## Problem requirements
Gather all lines from the material that contain "this".

-------

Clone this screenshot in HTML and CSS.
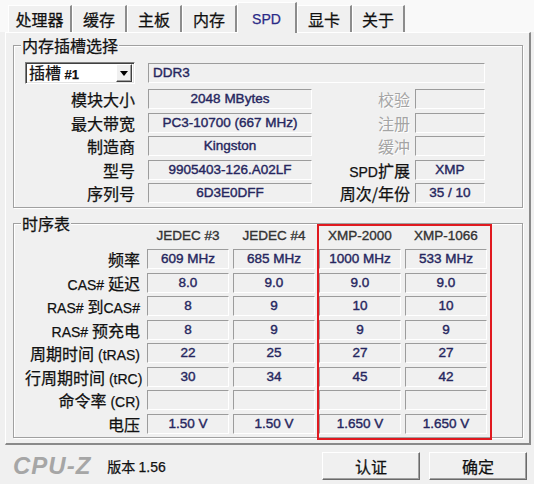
FILE: index.html
```html
<!DOCTYPE html>
<html>
<head>
<meta charset="utf-8">
<title>CPU-Z SPD</title>
<link rel="stylesheet" href="styles.css">
</head>
<body>
<div class="win">
  <div class="tabs">
    <div class="tab w64">处理器</div>
    <div class="tab w55">缓存</div>
    <div class="tab w55">主板</div>
    <div class="tab w55">内存</div>
    <div class="tab sel w60">SPD</div>
    <div class="tab w55">显卡</div>
    <div class="tab w53">关于</div>
  </div>
  <div class="panel">
    <div class="group g1">
      <span class="gtitle">内存插槽选择</span>
      <div class="grid1">
        <div class="combo">
          <span class="ctext">插槽 <span class="cnum">#1</span></span>
          <span class="cbtn"><svg width="8" height="5" viewBox="0 0 8 5"><polygon points="0,0 8,0 4,5" fill="#000"/></svg></span>
        </div>
        <div class="field wide">DDR3</div>

        <div class="lab">模块大小</div><div class="field">2048 MBytes</div><div class="lab lab2 dis">校验</div><div class="field"></div>
        <div class="lab">最大带宽</div><div class="field">PC3-10700 (667 MHz)</div><div class="lab lab2 dis">注册</div><div class="field"></div>
        <div class="lab">制造商</div><div class="field">Kingston</div><div class="lab lab2 dis">缓冲</div><div class="field"></div>
        <div class="lab">型号</div><div class="field">9905403-126.A02LF</div><div class="lab lab2"><span class="l">SPD</span>扩展</div><div class="field">XMP</div>
        <div class="lab">序列号</div><div class="field">6D3E0DFF</div><div class="lab lab2">周次/年份</div><div class="field">35 / 10</div>
      </div>
    </div>
    <div class="group g2">
      <span class="gtitle">时序表</span>
      <div class="grid2">
        <div></div><div class="hd">JEDEC #3</div><div class="hd">JEDEC #4</div><div class="hd">XMP-2000</div><div class="hd">XMP-1066</div>
        <div class="lab">频率</div><div class="field">609 MHz</div><div class="field">685 MHz</div><div class="field">1000 MHz</div><div class="field">533 MHz</div>
        <div class="lab"><span class="l">CAS# </span>延迟</div><div class="field">8.0</div><div class="field">9.0</div><div class="field">9.0</div><div class="field">9.0</div>
        <div class="lab"><span class="l">RAS# </span>到<span class="l">CAS#</span></div><div class="field">8</div><div class="field">9</div><div class="field">10</div><div class="field">10</div>
        <div class="lab"><span class="l">RAS# </span>预充电</div><div class="field">8</div><div class="field">9</div><div class="field">9</div><div class="field">9</div>
        <div class="lab">周期时间<span class="l"> (tRAS)</span></div><div class="field">22</div><div class="field">25</div><div class="field">27</div><div class="field">27</div>
        <div class="lab">行周期时间<span class="l"> (tRC)</span></div><div class="field">30</div><div class="field">34</div><div class="field">45</div><div class="field">42</div>
        <div class="lab">命令率<span class="l"> (CR)</span></div><div class="field"></div><div class="field"></div><div class="field"></div><div class="field"></div>
        <div class="lab">电压</div><div class="field">1.50 V</div><div class="field">1.50 V</div><div class="field">1.650 V</div><div class="field">1.650 V</div>
      </div>
    </div>
  </div>
  <div class="bottom">
    <span class="logo">CPU-Z</span>
    <span class="ver">版本 <span class="vnum">1.56</span></span>
    <div class="btn first">认证</div>
    <div class="btn">确定</div>
  </div>
  <div class="redbox"></div>
</div>
</body>
</html>
```

FILE: styles.css
```css
* { box-sizing: border-box; }
html, body { margin: 0; padding: 0; }
body {
  width: 534px;
  height: 484px;
  overflow: hidden;
  background: #f0f0f0;
  font-family: "Noto Sans CJK SC", "Liberation Sans", sans-serif;
  color: #111;
}
.win {
  position: relative;
  width: 534px;
  height: 484px;
  background: #f0f0f0;
  -webkit-text-stroke: 0.25px currentColor;
}

/* tabs */
.tabs {
  display: flex;
  align-items: flex-end;
  height: 32px;
  padding: 5px 0 0 8px;
  background: #f9f9f9;
}
.tab {
  height: 27px;
  border-left: 1px solid #fff;
  border-top: 1px solid #fff;
  border-right: 2px solid #8c8c8c;
  background: #f0f0f0;
  font-size: 16px;
  line-height: 26px;
  text-align: center;
  white-space: nowrap;
}
.w64 { width: 64px; }
.w55 { width: 55px; }
.w60 { width: 60px; }
.w53 { width: 53px; }
.tab.sel {
  position: relative;
  z-index: 2;
  height: 31px;
  margin-bottom: -1px;
  padding-top: 3px;
  font-family: "Liberation Sans", sans-serif;
  font-size: 14px;
  color: #2a2a86;
}

/* panel */
.panel {
  margin-left: 5px;
  width: 526px;
  height: 413px;
  border-top: 1px solid #fff;
  border-left: 1px solid #fff;
  border-right: 2px solid #8a8a8a;
  border-bottom: 2px solid #8a8a8a;
  padding: 12px 0 0 7px;
}
.group {
  position: relative;
  width: 510px;
  border: 1px solid #a0a0a0;
  box-shadow: inset 1px 1px 0 #fff, 1px 1px 0 #fff;
}
.g1 { height: 163px; padding: 16px 0 0 11px; }
.g2 { height: 215px; margin-top: 15px; padding: 1.5px 0 0 11px; }
.gtitle {
  position: absolute;
  left: 7px;
  top: -11px;
  padding: 0 1px;
  background: #f0f0f0;
  font-size: 16px;
  line-height: 20px;
}

.grid1 {
  display: grid;
  grid-template-columns: 123px 164px 103px 70px;
  grid-template-rows: 23.5px repeat(5, 20px);
  row-gap: 3.5px;
}
.grid2 {
  display: grid;
  grid-template-columns: 118px repeat(4, 82px);
  column-gap: 4px;
  grid-auto-rows: 20px;
  row-gap: 3.5px;
}

.lab {
  text-align: right;
  padding-right: 13px;
  font-size: 16px;
  line-height: 20px;
  white-space: nowrap;
}
.grid2 .lab { padding-right: 3px; }
.lab2 { padding-right: 5px; }
.dis { color: #a4a4a4; text-shadow: 1px 1px 0 #fff; -webkit-text-stroke: 0; }
.l {
  font-family: "Liberation Sans", sans-serif;
  font-size: 14px;
}

.field {
  height: 20px;
  border-top: 1px solid #9c9c9c;
  border-left: 1px solid #9c9c9c;
  border-right: 1px solid #fff;
  border-bottom: 1px solid #fff;
  background: #f0f0f0;
  font-family: "Liberation Sans", sans-serif;
  font-size: 13.5px;
  line-height: 18px;
  color: #26265e;
  -webkit-text-stroke: 0.4px #26265e;
  text-align: center;
  white-space: nowrap;
}
.wide {
  grid-column: 2 / 5;
  text-align: left;
  padding-left: 4px;
  margin-top: 1px;
}
.hd {
  text-align: center;
  font-family: "Liberation Sans", sans-serif;
  font-size: 13.5px;
  line-height: 20px;
  color: #333;
  -webkit-text-stroke: 0.35px #333;
}

/* combo */
.combo {
  display: flex;
  align-items: center;
  justify-content: space-between;
  width: 110px;
  height: 22px;
  border: 1px solid;
  border-color: #808080 #fff #fff #808080;
  box-shadow: inset 1px 1px 0 #404040, inset -1px -1px 0 #e3e3e3;
  background: #fff;
  padding: 2px 2px 2px 3px;
}
.ctext {
  font-size: 16px;
  line-height: 18px;
  white-space: nowrap;
}
.cnum {
  font-family: "Liberation Sans", sans-serif;
  font-size: 13px;
  font-weight: bold;
}
.cbtn {
  display: flex;
  align-items: center;
  justify-content: center;
  width: 16px;
  height: 18px;
  background: #f0f0f0;
  border: 1px solid;
  border-color: #fff #404040 #404040 #fff;
  box-shadow: inset -1px -1px 0 #a0a0a0;
}

/* bottom bar */
.bottom {
  display: flex;
  align-items: center;
  height: 39px;
  padding: 7px 7px 4px 13px;
}
.logo {
  font-family: "Liberation Sans", sans-serif;
  font-style: italic;
  font-weight: bold;
  font-size: 24px;
  letter-spacing: 1px;
  color: #a6a6a6;
  -webkit-text-stroke: 0;
  line-height: 28px;
}
.ver {
  margin-left: 16px;
  font-size: 14px;
  line-height: 28px;
}
.vnum {
  font-family: "Liberation Sans", sans-serif;
  font-size: 14px;
}
.btn {
  width: 98px;
  height: 28px;
  margin-left: 9px;
  background: #f0f0f0;
  border: 1px solid;
  border-color: #fff #6a6a6a #6a6a6a #fff;
  box-shadow: inset -1px -1px 0 #a0a0a0;
  font-size: 16px;
  line-height: 26px;
  text-align: center;
}
.btn.first { margin-left: auto; }

.redbox {
  position: absolute;
  left: 317px;
  top: 224px;
  width: 175px;
  height: 216px;
  border: 2px solid #e0191f;
}
```
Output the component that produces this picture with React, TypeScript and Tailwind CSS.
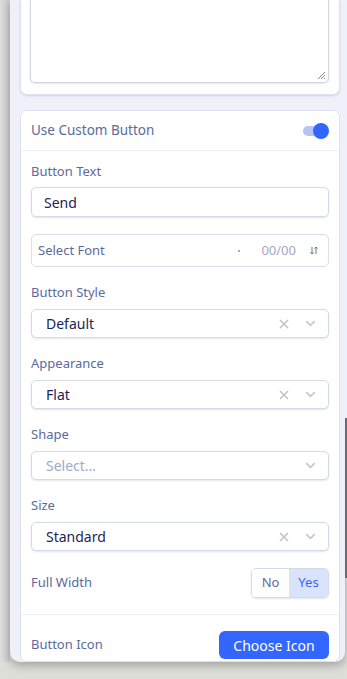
import { X, ChevronDown } from "lucide-react";

const font = { fontFamily: '"Noto Sans", "Open Sans", sans-serif' };

function Label({ children }: { children: React.ReactNode }) {
  return (
    <div className="h-[18px] text-[13px] leading-[18px] text-[#5b6a9c]">
      {children}
    </div>
  );
}

function Select({ value, placeholder }: { value?: string; placeholder?: string }) {
  return (
    <div className="mt-[8px] h-[29px] flex items-center rounded-[5px] border border-[#d6d9e7] bg-white shadow-[0_1px_2px_rgba(40,50,100,0.12)] pl-[14px] pr-[10px]">
      <span
        className={`flex-1 text-[14px] ${value ? "text-[#1c2556]" : "text-[#a0a8c6]"}`}
      >
        {value || placeholder}
      </span>
      {value && <X className="w-[14px] h-[14px] text-[#c6c6c6] mr-[12px]" strokeWidth={3} />}
      <ChevronDown className="w-[15px] h-[15px] text-[#c6c6c6]" strokeWidth={2.5} />
    </div>
  );
}

export default function App() {
  return (
    <div
      className="w-[347px] h-[679px] overflow-hidden flex bg-gradient-to-b from-[#c9c9c5] to-[#deded9]"
      style={font}
    >
      {/* left strip */}
      <div className="w-[10px] h-[662px] bg-gradient-to-r from-[#dedede] to-[#c8c8c8]" />

      {/* panel */}
      <div className="w-[335px] h-[662px] flex flex-col overflow-hidden bg-[#eef1f9] rounded-b-[10px] shadow-[0_4px_8px_rgba(0,0,0,0.25)] pl-[10px] pr-[5px]">
        {/* textarea card (scrolled) */}
        <div className="h-[95px] shrink-0 flex flex-col justify-end bg-white border-x border-b border-[#dde1ee] rounded-b-[7px] shadow-[0_1px_2px_rgba(40,50,100,0.15)] pl-[9px] pr-[10px] pb-[11px]">
          <div className="relative h-[83px] rounded-b-[5px] border-x border-b border-[#d3d5e2] shadow-[0_1px_2px_rgba(40,50,100,0.12)]">
            <svg
              className="absolute right-[2px] bottom-[2px]"
              width="9"
              height="9"
              viewBox="0 0 9 9"
            >
              <path d="M8 1L1 8M8 4L4 8M8 7L7 8" stroke="#8a8a8a" strokeWidth="1" />
            </svg>
          </div>
        </div>

        {/* button card */}
        <div className="mt-[15px] flex-1 bg-white border border-[#dde1ee] rounded-[7px]">
          <div className="h-[40px] flex items-center justify-between px-[10px] border-b border-[#eceef5]">
            <span className="text-[13.5px] text-[#5b6a9c]">Use Custom Button</span>
            <div className="relative w-[26px] h-[16px] flex items-center">
              <div className="w-[22px] h-[10px] rounded-full bg-[#b6c4f6]" />
              <div className="absolute right-0 top-0 w-[16px] h-[16px] rounded-full bg-[#3366ff]" />
            </div>
          </div>

          <div className="px-[10px] pt-[11px]">
            <Label>Button Text</Label>
            <div className="mt-[7px] h-[30px] flex items-center rounded-[5px] border border-[#d6d9e7] shadow-[0_1px_2px_rgba(40,50,100,0.12)] px-[12px] text-[14px] text-[#1c2556]">
              Send
            </div>

            <div className="mt-[17px] h-[33px] flex items-center rounded-[5px] border border-[#dcdfea] pl-[6px] pr-[10px]">
              <span className="flex-1 text-[13px] text-[#5b6a9c]">Select Font</span>
              <span className="w-[2px] h-[2px] rounded-full bg-[#8a93b6] mr-[21px]" />
              <span className="text-[13px] text-[#a0a8c6] mr-[14px]">00/00</span>
              <svg width="8" height="9" viewBox="0 0 8 9" fill="none" stroke="#6b7280" strokeWidth="1">
                <path d="M2 1V8M0.5 6.5L2 8L3.5 6.5" />
                <path d="M6 8V1M4.5 2.5L6 1L7.5 2.5" />
              </svg>
            </div>

            <div className="mt-[16px]">
              <Label>Button Style</Label>
              <Select value="Default" />
            </div>
            <div className="mt-[16px]">
              <Label>Appearance</Label>
              <Select value="Flat" />
            </div>
            <div className="mt-[16px]">
              <Label>Shape</Label>
              <Select placeholder="Select..." />
            </div>
            <div className="mt-[16px]">
              <Label>Size</Label>
              <Select value="Standard" />
            </div>

            <div className="mt-[17px] h-[30px] flex items-center justify-between">
              <span className="text-[13px] text-[#5b6a9c]">Full Width</span>
              <div className="flex h-[30px] rounded-[5px] border border-[#d6d9e7] overflow-hidden shadow-[0_1px_2px_rgba(40,50,100,0.12)] text-[13px]">
                <div className="w-[37px] flex items-center justify-center text-[#5b6a9c] bg-white">No</div>
                <div className="w-[39px] flex items-center justify-center text-[#3b63f0] bg-[#d9e3fc]">Yes</div>
              </div>
            </div>
          </div>

          <div className="mt-[16px] border-t border-[#eceef5] px-[10px] pt-[16px] flex items-center justify-between">
            <span className="text-[13px] text-[#5b6a9c]">Button Icon</span>
            <div className="w-[110px] h-[28px] rounded-[6px] bg-[#3366ff] flex items-center justify-center text-[14px] text-white">
              Choose Icon
            </div>
          </div>
        </div>
      </div>

      {/* page scrollbar */}
      <div className="w-[2px] h-[662px] flex flex-col">
        <div className="h-[418px] bg-[#eef1f9]" />
        <div className="h-[160px] bg-[#6b6b6b]" />
      </div>
    </div>
  );
}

-------

## Answer
Clone this screenshot in HTML and CSS.
Output the component that produces this picture with React, TypeScript and Tailwind CSS.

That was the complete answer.